Editorials

Herald recommends: Jan Schneider for Congressional District 16, Democratic primary

Jan Schneider, who is running for U.S. House of Representatives 16th Congressional District, speaks at a recent Manatee Democratic Club luncheon.
Jan Schneider, who is running for U.S. House of Representatives 16th Congressional District, speaks at a recent Manatee Democratic Club luncheon. Bradenton File Photo

Jan Schneider wants another crack at Republican Congressman Vern Buchanan. First, she has to defeat her Democratic opponent, Brent King, in the upcoming primary.

A Sarasota attorney, Schneider has lost either primary or general election decisions for the District 13 seat four times, in 2002, 2004, 2006 and 2008. She filed for a fifth attempt in 2010 before withdrawing. Her 2006 race was her first against Buchanan. (Under redistricting last year, the district, now No. 16, includes all of Manatee and portions of both Sarasota and Hillsborough counties.)

She’s the Energizer Bunny of local politics: She keeps running and running and running ...

Today, credit her determination to oust the Longboat Key representative and her feisty opposition to his political positions. We certainly admire her spirit.

Buchanan, first elected in 2006, appears bullet-proof running in a decidedly Republican district. But Schneider’s banking on this “crazy political year” to possibly turn her fortunes around — telling the Herald in an April interview that the seat “may not be winnable now, but who can say six months from now? And even if it proves unwinnable, it’s worth doing.”

Her motivation comes from high hopes of being a factor in ending congressional gridlock and ultra-partisan polarization and altering the rules on campaign financing. She also wants to shift the campaign focus to issues and policy, which this election season is drifting away from; she cited Buchanan’s lack of comments on many topics.
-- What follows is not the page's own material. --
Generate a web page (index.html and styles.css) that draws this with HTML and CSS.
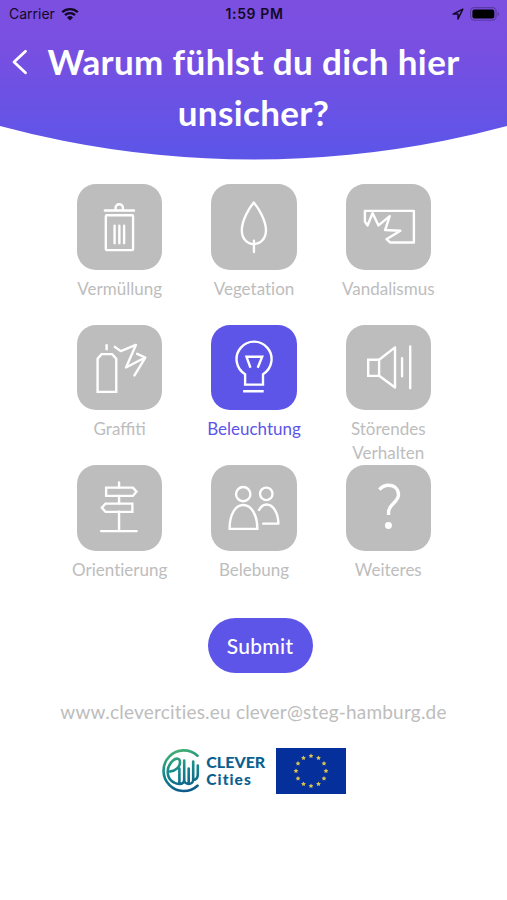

But she also salutes Buchanan for being a good congressman who works hard, but they’re philosophical differences are too divergent for her to accept.

King, an airline pilot, political novice and Lakewood Ranch resident, mirrors Schneider on key issues, as became publicly apparent during an Aug. 2 candidate forum at the University of South Florida Sarasota-Manatee with the Bradenton Herald moderating and METV televising.

Unlike King, Schneider knows the political ropes well. A graduate of Yale Law School alongside classmates Bill and Hillary Clinton, Schneider’s decades of practicing law, teaching and championing political causes gives her invaluable experience and a deep understanding of the complexities in federal political processes and the creation and implementation of laws and regulations.

Schneider takes strong and detailed stands against the racism and racial injustice in public education, criminal justice system and financial sectors, among others — as her response to a Herald candidate questionnaire reflects. Access to the ballot box because of voter identification and other electoral laws are a major disenfranchisement issue for minorities, too.

Instead of additional tax cuts for wealthy individuals and rich corporations, she proposes an increase for the top 1 percent, tax relief for the middle class to help reduce income inequality and equal pay for women. Schneider also intends to fight for budget policies that create good jobs by investing in infrastructure, education and clean energy; improving healthcare by reforming Obamacare; adopting stricter gun control laws and comprehensive immigration reforms; protecting the environment and eliminating “unwarranted subsidies” for the fossil fuel and other industries.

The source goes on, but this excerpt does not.